Tuesday, March 10, 2009

The Bees Are Busy... Dying

A 'stinging' article caught my eyes recently.

No, there was no cutting remarks in the article. Rather, it was a report on how the buzzy bees were dying in a big scale all over the world and the beekeepers in the US seemed to be most disturbed by this.

The beekeepers claimed that they have attended to their bees no differently but the bees still died. Some experts have coined the term "colony collapse disorder" (CCD) to explain the unexplainable. They cited reasons such as stress, malnutrition and contagious disease as the possible causes for CCD.

However, other experts feel that CCD, as best, explains what happened rather than why. In short, nobody seems to be able to pin-point the exact reasons of the bee disappearance and that adds to the beekeepers' frustration.

The matter is gradually catching more attention, at least from the European politicians. They are urging for actions to be taken to save the world's threatened bee populations.

Why should they care so much about the bees?

If you think that this little insect with a sting at the butt is only good for producing honey, you need to know more, in all fairness to the bees.

The bees are responsible for pollination of many plants and vegetables we eat. They too indirectly, bring meat and milk to us as bees pollinate most types of animal feeds. In the USA alone, the pollination of crops by bees accounts for one third of the locally produced food. So, if the bees die out, many things on our dining table will also disappear.

The drop in the bee populations is described as 'alarming'. At this moment, there is no consensus on the cause and the entomologists (zoologists dealing with insects) call it a "bee emergency". The researchers urge for more funds but they would need time to get to the answer, if at all, and time is something the bees lack.

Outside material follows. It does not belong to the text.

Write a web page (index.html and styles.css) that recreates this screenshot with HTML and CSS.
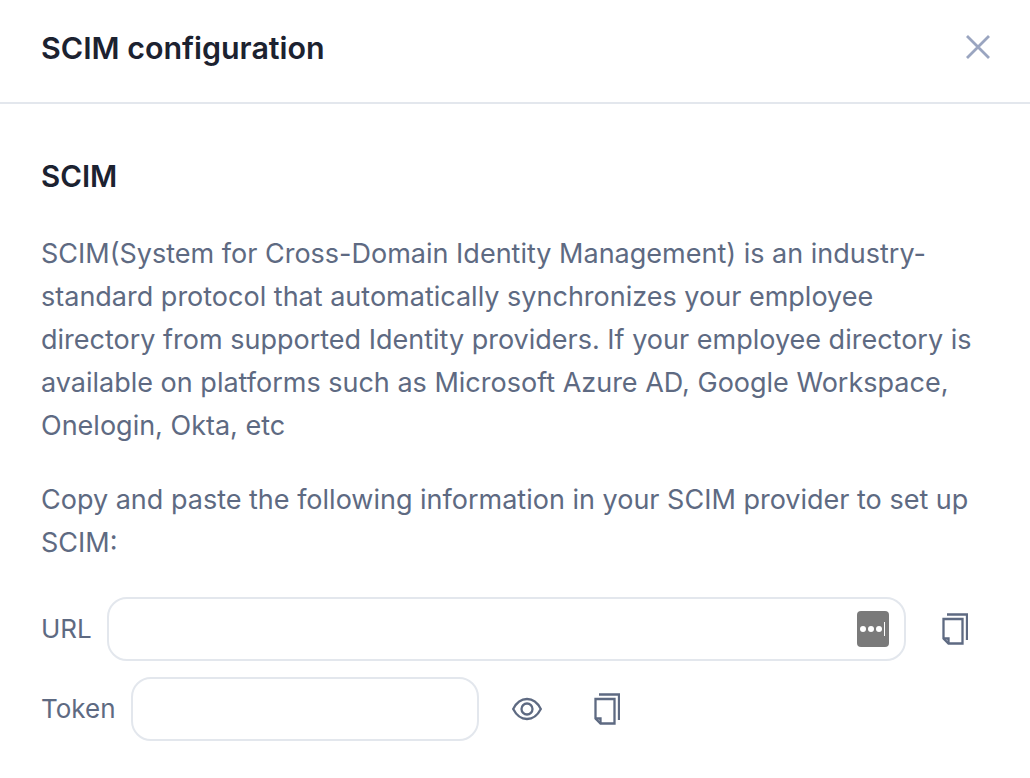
FILE: index.html
```html
<!DOCTYPE html>
<html lang="en">
<head>
  <meta charset="UTF-8" />
  <title>SCIM configuration</title>
  <link rel="stylesheet" href="styles.css">
</head>
<body>
  <header class="modal-header">
    <h1>SCIM configuration</h1>
    <svg class="close-icon" width="24" height="24" viewBox="0 0 24 24" aria-label="Close">
      <path d="M1 1 23 23M23 1 1 23" />
    </svg>
  </header>

  <main class="modal-body">
    <h2>SCIM</h2>
    <p class="intro">SCIM(System for Cross-Domain Identity Management) is an industry-standard protocol that automatically synchronizes your employee directory from supported Identity providers. If your employee directory is available on platforms such as Microsoft Azure AD, Google Workspace, Onelogin, Okta, etc</p>
    <p class="hint">Copy and paste the following information in your SCIM provider to set up SCIM:</p>

    <div class="field-row">
      <label>URL</label>
      <div class="input input-url">
        <span class="pw-key"><i></i><i></i><i></i><b></b></span>
      </div>
      <svg class="icon copy-url" width="26" height="32" viewBox="0 0 26 32">
        <path d="M5 1.500H25V27" />
        <path d="M1.500 6H20.500V30.500H6.500L1.500 25.500Z" />
        <path d="M1.500 25.500H6.500V30.500" />
      </svg>
    </div>

    <div class="field-row">
      <label>Token</label>
      <div class="input input-token"></div>
      <svg class="icon eye" width="30" height="24" viewBox="0 0 30 24">
        <path d="M1.200 12C4.500 5.500 9.300 2 15 2S25.500 5.500 28.800 12C25.500 18.500 20.700 22 15 22S4.500 18.500 1.200 12Z" />
        <circle cx="15" cy="12" r="5.500" />
      </svg>
      <svg class="icon copy-token" width="26" height="32" viewBox="0 0 26 32">
        <path d="M5 1.500H25V27" />
        <path d="M1.500 6H20.500V30.500H6.500L1.500 25.500Z" />
        <path d="M1.500 25.500H6.500V30.500" />
      </svg>
    </div>
  </main>
</body>
</html>
```

FILE: styles.css
```css
/* Modal page layout */
body {
  font-family: Inter, 'Open Sans', sans-serif;
  background-color: #ffffff;
  color: #5e6a82;
  margin: 0;
}

.modal-header {
  display: flex;
  justify-content: space-between;
  align-items: center;
  height: 102px;
  padding: 0 40px 0 41px;
  border-bottom: 2px solid #e3e7ed;
}

h1 {
  margin: 0 0 6px;
  font-size: 30.4px;
  font-weight: 600;
  color: #1c2230;
}

.close-icon {
  margin-bottom: 8px;
  fill: none;
  stroke: #9aa5c0;
  stroke-width: 2.8;
}

.modal-body {
  padding: 53px 41px 0;
}

h2 {
  margin: 0 0 37px;
  font-size: 29.5px;
  line-height: 38px;
  font-weight: 600;
  color: #1c2230;
}

p {
  font-size: 27px;
  line-height: 43px;
}

.intro {
  margin: 0 0 31px;
}

.hint {
  margin: 0 0 33px;
}

.field-row {
  display: flex;
  align-items: center;
  margin-bottom: 16px;
}

label {
  font-size: 26px;
  margin: 0 15px 2px 0;
}

.input {
  display: flex;
  align-items: center;
  justify-content: flex-end;
  box-sizing: border-box;
  height: 64px;
  border: 2px solid #e3e7ed;
  border-radius: 20px;
}

.input-url {
  width: 799px;
  padding-right: 15px;
}

.input-token {
  width: 348px;
}

.pw-key {
  display: flex;
  align-items: center;
  justify-content: center;
  gap: 2px;
  width: 32px;
  height: 36px;
  background-color: #7a7a7a;
  border-radius: 4px;
}

.pw-key i {
  width: 6px;
  height: 6px;
  background-color: #ffffff;
  border-radius: 50%;
}

.pw-key b {
  width: 1px;
  height: 14px;
  background-color: #ffffff;
}

.icon {
  fill: none;
  stroke: #5e6a82;
  stroke-width: 2.3;
}

.copy-url {
  margin-left: 36px;
}

.eye {
  margin-left: 33px;
}

.copy-token {
  margin-left: 52px;
}
```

The situation seems worrying.

Since young, I never really liked bees. In my childhood books, the smiley bees often donned bright yellow-black stripe suits and were depicted as diligent and clever. I was not impressed as my experience with the real bees was a painful one.

For some unknown reasons, bees lived with us when I was young. They found themselves a cosy home in our 2-storey house and started to colonise under the floor board of the upper storey.

Most of the time we left each other alone.

In the day, the bees would be out and I assumed they were 'working'. In the late afternoon, they would come home from 'work', just like my parents would. When we hanged around in the living room in the evening, the bees would fly around the room too. Even though they do not pay us any rent, or honey, there was no attempt to 'evict' them. Something quite puzzling.

Everything was harmonious and I just had one problem with their carcasses.

Some bees inevitably dropped dead (I never knew why, old age, I guess) and their dead bodies were not always immediately removed. Somehow, I got to be the unlucky one who always had my foot landed on their still functional stings. It wasn't fatal but trust me, you wouldn't have liked it in any way.

Mom always calmly came to my rescue with a bottle of vinegar. She would indifferently pulled out the sting and rubbed the vinegar on the wound. It was as if I just had a mosquito bite and the vinegar was the 'mopiko'. No extra attention was given to the excruciating pain. So I learnt that bee sting was 'no big deal' and the problem could be overcome by simply wearing a pair of house slippers.

Till today, putting my bare feet on the floor still occasionally makes my skin crawl and having a pair of house slippers remains essential.

Despite my childhood 'relationship' with the bees, I do not dislike them. It is just that I prefer to keep a distance from them. I am fully aware of the important role they play in nature, besides producing honey.

I hope the dying bee mystery will be resolved soon as I do not think anyone of us can afford the consequences.